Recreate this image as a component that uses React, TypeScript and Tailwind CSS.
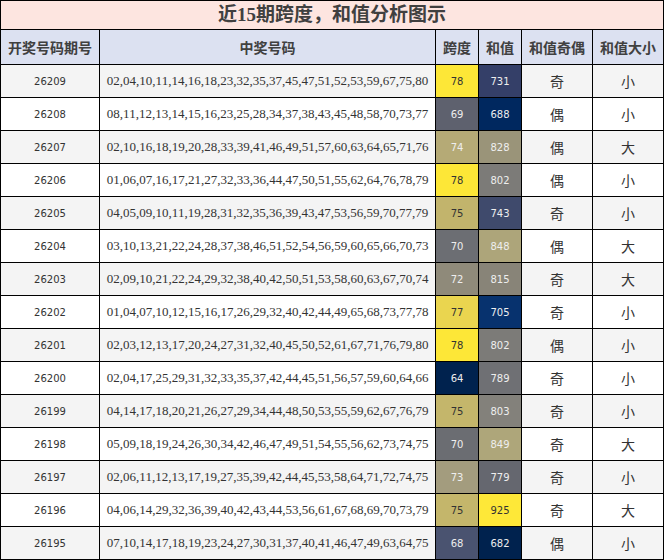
import React from "react";

type Row = {
  period: string;
  nums: string;
  span: number;
  spanCls: string;
  sum: number;
  sumCls: string;
  oe: string;
  bs: string;
};

const DARK = "text-[#333333]";
const LIGHT = "text-[#eeeeee]";

const rows: Row[] = [
  { period: "26209", nums: "02,04,10,11,14,16,18,23,32,35,37,45,47,51,52,53,59,67,75,80", span: 78, spanCls: "bg-[#fde737] text-[#333333]", sum: 731, sumCls: "bg-[#343f68] text-[#eeeeee]", oe: "奇", bs: "小" },
  { period: "26208", nums: "08,11,12,13,14,15,16,23,25,28,34,37,38,43,45,48,58,70,73,77", span: 69, spanCls: "bg-[#5e616e] text-[#eeeeee]", sum: 688, sumCls: "bg-[#00285f] text-[#eeeeee]", oe: "偶", bs: "小" },
  { period: "26207", nums: "02,10,16,18,19,20,28,33,39,41,46,49,51,57,60,63,64,65,71,76", span: 74, spanCls: "bg-[#b5aa76] text-[#eeeeee]", sum: 828, sumCls: "bg-[#9a9479] text-[#eeeeee]", oe: "偶", bs: "大" },
  { period: "26206", nums: "01,06,07,16,17,21,27,32,33,36,44,47,50,51,55,62,64,76,78,79", span: 78, spanCls: "bg-[#fde737] text-[#333333]", sum: 802, sumCls: "bg-[#7c7b78] text-[#eeeeee]", oe: "偶", bs: "小" },
  { period: "26205", nums: "04,05,09,10,11,19,28,31,32,35,36,39,43,47,53,56,59,70,77,79", span: 75, spanCls: "bg-[#c2b46c] text-[#333333]", sum: 743, sumCls: "bg-[#3f4a6c] text-[#eeeeee]", oe: "奇", bs: "小" },
  { period: "26204", nums: "03,10,13,21,22,24,28,37,38,46,51,52,54,56,59,60,65,66,70,73", span: 70, spanCls: "bg-[#6c6e73] text-[#eeeeee]", sum: 848, sumCls: "bg-[#ada57a] text-[#eeeeee]", oe: "偶", bs: "大" },
  { period: "26203", nums: "02,09,10,21,22,24,29,32,38,40,42,50,51,53,58,60,63,67,70,74", span: 72, spanCls: "bg-[#8f8a7a] text-[#eeeeee]", sum: 815, sumCls: "bg-[#888478] text-[#eeeeee]", oe: "奇", bs: "大" },
  { period: "26202", nums: "01,04,07,10,12,15,16,17,26,29,32,40,42,44,49,65,68,73,77,78", span: 77, spanCls: "bg-[#ead54f] text-[#333333]", sum: 705, sumCls: "bg-[#07326e] text-[#eeeeee]", oe: "奇", bs: "小" },
  { period: "26201", nums: "02,03,12,13,17,20,24,27,31,32,40,45,50,52,61,67,71,76,79,80", span: 78, spanCls: "bg-[#fde737] text-[#333333]", sum: 802, sumCls: "bg-[#7c7b78] text-[#eeeeee]", oe: "偶", bs: "小" },
  { period: "26200", nums: "02,04,17,25,29,31,32,33,35,37,42,44,45,51,56,57,59,60,64,66", span: 64, spanCls: "bg-[#00224e] text-[#eeeeee]", sum: 789, sumCls: "bg-[#6f7074] text-[#eeeeee]", oe: "奇", bs: "小" },
  { period: "26199", nums: "04,14,17,18,20,21,26,27,29,34,44,48,50,53,55,59,62,67,76,79", span: 75, spanCls: "bg-[#c4b66b] text-[#333333]", sum: 803, sumCls: "bg-[#83817b] text-[#eeeeee]", oe: "奇", bs: "小" },
  { period: "26198", nums: "05,09,18,19,24,26,30,34,42,46,47,49,51,54,55,56,62,73,74,75", span: 70, spanCls: "bg-[#6b6d72] text-[#eeeeee]", sum: 849, sumCls: "bg-[#aea67a] text-[#eeeeee]", oe: "奇", bs: "大" },
  { period: "26197", nums: "02,06,11,12,13,17,19,27,35,39,42,44,45,53,58,64,71,72,74,75", span: 73, spanCls: "bg-[#a39c7e] text-[#eeeeee]", sum: 779, sumCls: "bg-[#65676f] text-[#eeeeee]", oe: "奇", bs: "小" },
  { period: "26196", nums: "04,06,14,29,32,36,39,40,42,43,44,53,56,61,67,68,69,70,73,79", span: 75, spanCls: "bg-[#c4b66b] text-[#333333]", sum: 925, sumCls: "bg-[#fee838] text-[#333333]", oe: "奇", bs: "大" },
  { period: "26195", nums: "07,10,14,17,18,19,23,24,27,30,31,37,40,41,46,47,49,63,64,75", span: 68, spanCls: "bg-[#4a5370] text-[#eeeeee]", sum: 682, sumCls: "bg-[#00224e] text-[#eeeeee]", oe: "偶", bs: "小" },
];

void DARK;
void LIGHT;

const headers = ["开奖号码期号", "中奖号码", "跨度", "和值", "和值奇偶", "和值大小"];

export default function App() {
  return (
    <div className="w-[664px] h-[560px] bg-black p-px flex flex-col gap-px">
      <div className="h-[28px] bg-[#fde5e0] flex items-center justify-center text-[19px] font-bold text-[#404040] font-['Liberation_Serif','Noto_Sans_CJK_SC',serif]">
        近15期跨度，和值分析图示
      </div>
      <div className="grid grid-cols-[98px_335px_42px_42px_70px_70px] gap-px">
        {headers.map((h) => (
          <div
            key={h}
            className="h-[34px] bg-[#dce1f1] flex items-center justify-center text-[14px] font-bold text-[#404040] font-['Noto_Sans_CJK_SC',sans-serif]"
          >
            {h}
          </div>
        ))}
        {rows.map((r, i) => {
          const bg = i % 2 === 0 ? "bg-[#f4f4f4]" : "bg-white";
          return (
            <React.Fragment key={r.period}>
              <div className={`h-[32px] ${bg} flex items-center justify-center text-[10px] text-[#333333] font-['DejaVu_Sans',sans-serif]`}>
                {r.period}
              </div>
              <div className={`h-[32px] ${bg} flex items-center justify-center text-[13px] text-[#333333] font-['Liberation_Serif',serif]`}>
                {r.nums}
              </div>
              <div className={`h-[32px] ${r.spanCls} flex items-center justify-center text-[10px] font-['DejaVu_Sans',sans-serif]`}>
                {r.span}
              </div>
              <div className={`h-[32px] ${r.sumCls} flex items-center justify-center text-[10px] font-['DejaVu_Sans',sans-serif]`}>
                {r.sum}
              </div>
              <div className={`h-[32px] ${bg} flex items-center justify-center text-[14px] text-[#333333] font-['Noto_Sans_CJK_SC',sans-serif]`}>
                {r.oe}
              </div>
              <div className={`h-[32px] ${bg} flex items-center justify-center text-[14px] text-[#333333] font-['Noto_Sans_CJK_SC',sans-serif]`}>
                {r.bs}
              </div>
            </React.Fragment>
          );
        })}
      </div>
    </div>
  );
}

•••

What the exercise asks -> Reproduce the material in full, word for word, and omit the pictures.

Full response ->
Recreate this image as a component that uses React, TypeScript and Tailwind CSS.
import React from "react";

type Row = {
  period: string;
  nums: string;
  span: number;
  spanCls: string;
  sum: number;
  sumCls: string;
  oe: string;
  bs: string;
};

const DARK = "text-[#333333]";
const LIGHT = "text-[#eeeeee]";

const rows: Row[] = [
  { period: "26209", nums: "02,04,10,11,14,16,18,23,32,35,37,45,47,51,52,53,59,67,75,80", span: 78, spanCls: "bg-[#fde737] text-[#333333]", sum: 731, sumCls: "bg-[#343f68] text-[#eeeeee]", oe: "奇", bs: "小" },
  { period: "26208", nums: "08,11,12,13,14,15,16,23,25,28,34,37,38,43,45,48,58,70,73,77", span: 69, spanCls: "bg-[#5e616e] text-[#eeeeee]", sum: 688, sumCls: "bg-[#00285f] text-[#eeeeee]", oe: "偶", bs: "小" },
  { period: "26207", nums: "02,10,16,18,19,20,28,33,39,41,46,49,51,57,60,63,64,65,71,76", span: 74, spanCls: "bg-[#b5aa76] text-[#eeeeee]", sum: 828, sumCls: "bg-[#9a9479] text-[#eeeeee]", oe: "偶", bs: "大" },
  { period: "26206", nums: "01,06,07,16,17,21,27,32,33,36,44,47,50,51,55,62,64,76,78,79", span: 78, spanCls: "bg-[#fde737] text-[#333333]", sum: 802, sumCls: "bg-[#7c7b78] text-[#eeeeee]", oe: "偶", bs: "小" },
  { period: "26205", nums: "04,05,09,10,11,19,28,31,32,35,36,39,43,47,53,56,59,70,77,79", span: 75, spanCls: "bg-[#c2b46c] text-[#333333]", sum: 743, sumCls: "bg-[#3f4a6c] text-[#eeeeee]", oe: "奇", bs: "小" },
  { period: "26204", nums: "03,10,13,21,22,24,28,37,38,46,51,52,54,56,59,60,65,66,70,73", span: 70, spanCls: "bg-[#6c6e73] text-[#eeeeee]", sum: 848, sumCls: "bg-[#ada57a] text-[#eeeeee]", oe: "偶", bs: "大" },
  { period: "26203", nums: "02,09,10,21,22,24,29,32,38,40,42,50,51,53,58,60,63,67,70,74", span: 72, spanCls: "bg-[#8f8a7a] text-[#eeeeee]", sum: 815, sumCls: "bg-[#888478] text-[#eeeeee]", oe: "奇", bs: "大" },
  { period: "26202", nums: "01,04,07,10,12,15,16,17,26,29,32,40,42,44,49,65,68,73,77,78", span: 77, spanCls: "bg-[#ead54f] text-[#333333]", sum: 705, sumCls: "bg-[#07326e] text-[#eeeeee]", oe: "奇", bs: "小" },
  { period: "26201", nums: "02,03,12,13,17,20,24,27,31,32,40,45,50,52,61,67,71,76,79,80", span: 78, spanCls: "bg-[#fde737] text-[#333333]", sum: 802, sumCls: "bg-[#7c7b78] text-[#eeeeee]", oe: "偶", bs: "小" },
  { period: "26200", nums: "02,04,17,25,29,31,32,33,35,37,42,44,45,51,56,57,59,60,64,66", span: 64, spanCls: "bg-[#00224e] text-[#eeeeee]", sum: 789, sumCls: "bg-[#6f7074] text-[#eeeeee]", oe: "奇", bs: "小" },
  { period: "26199", nums: "04,14,17,18,20,21,26,27,29,34,44,48,50,53,55,59,62,67,76,79", span: 75, spanCls: "bg-[#c4b66b] text-[#333333]", sum: 803, sumCls: "bg-[#83817b] text-[#eeeeee]", oe: "奇", bs: "小" },
  { period: "26198", nums: "05,09,18,19,24,26,30,34,42,46,47,49,51,54,55,56,62,73,74,75", span: 70, spanCls: "bg-[#6b6d72] text-[#eeeeee]", sum: 849, sumCls: "bg-[#aea67a] text-[#eeeeee]", oe: "奇", bs: "大" },
  { period: "26197", nums: "02,06,11,12,13,17,19,27,35,39,42,44,45,53,58,64,71,72,74,75", span: 73, spanCls: "bg-[#a39c7e] text-[#eeeeee]", sum: 779, sumCls: "bg-[#65676f] text-[#eeeeee]", oe: "奇", bs: "小" },
  { period: "26196", nums: "04,06,14,29,32,36,39,40,42,43,44,53,56,61,67,68,69,70,73,79", span: 75, spanCls: "bg-[#c4b66b] text-[#333333]", sum: 925, sumCls: "bg-[#fee838] text-[#333333]", oe: "奇", bs: "大" },
  { period: "26195", nums: "07,10,14,17,18,19,23,24,27,30,31,37,40,41,46,47,49,63,64,75", span: 68, spanCls: "bg-[#4a5370] text-[#eeeeee]", sum: 682, sumCls: "bg-[#00224e] text-[#eeeeee]", oe: "偶", bs: "小" },
];

void DARK;
void LIGHT;

const headers = ["开奖号码期号", "中奖号码", "跨度", "和值", "和值奇偶", "和值大小"];

export default function App() {
  return (
    <div className="w-[664px] h-[560px] bg-black p-px flex flex-col gap-px">
      <div className="h-[28px] bg-[#fde5e0] flex items-center justify-center text-[19px] font-bold text-[#404040] font-['Liberation_Serif','Noto_Sans_CJK_SC',serif]">
        近15期跨度，和值分析图示
      </div>
      <div className="grid grid-cols-[98px_335px_42px_42px_70px_70px] gap-px">
        {headers.map((h) => (
          <div
            key={h}
            className="h-[34px] bg-[#dce1f1] flex items-center justify-center text-[14px] font-bold text-[#404040] font-['Noto_Sans_CJK_SC',sans-serif]"
          >
            {h}
          </div>
        ))}
        {rows.map((r, i) => {
          const bg = i % 2 === 0 ? "bg-[#f4f4f4]" : "bg-white";
          return (
            <React.Fragment key={r.period}>
              <div className={`h-[32px] ${bg} flex items-center justify-center text-[10px] text-[#333333] font-['DejaVu_Sans',sans-serif]`}>
                {r.period}
              </div>
              <div className={`h-[32px] ${bg} flex items-center justify-center text-[13px] text-[#333333] font-['Liberation_Serif',serif]`}>
                {r.nums}
              </div>
              <div className={`h-[32px] ${r.spanCls} flex items-center justify-center text-[10px] font-['DejaVu_Sans',sans-serif]`}>
                {r.span}
              </div>
              <div className={`h-[32px] ${r.sumCls} flex items-center justify-center text-[10px] font-['DejaVu_Sans',sans-serif]`}>
                {r.sum}
              </div>
              <div className={`h-[32px] ${bg} flex items-center justify-center text-[14px] text-[#333333] font-['Noto_Sans_CJK_SC',sans-serif]`}>
                {r.oe}
              </div>
              <div className={`h-[32px] ${bg} flex items-center justify-center text-[14px] text-[#333333] font-['Noto_Sans_CJK_SC',sans-serif]`}>
                {r.bs}
              </div>
            </React.Fragment>
          );
        })}
      </div>
    </div>
  );
}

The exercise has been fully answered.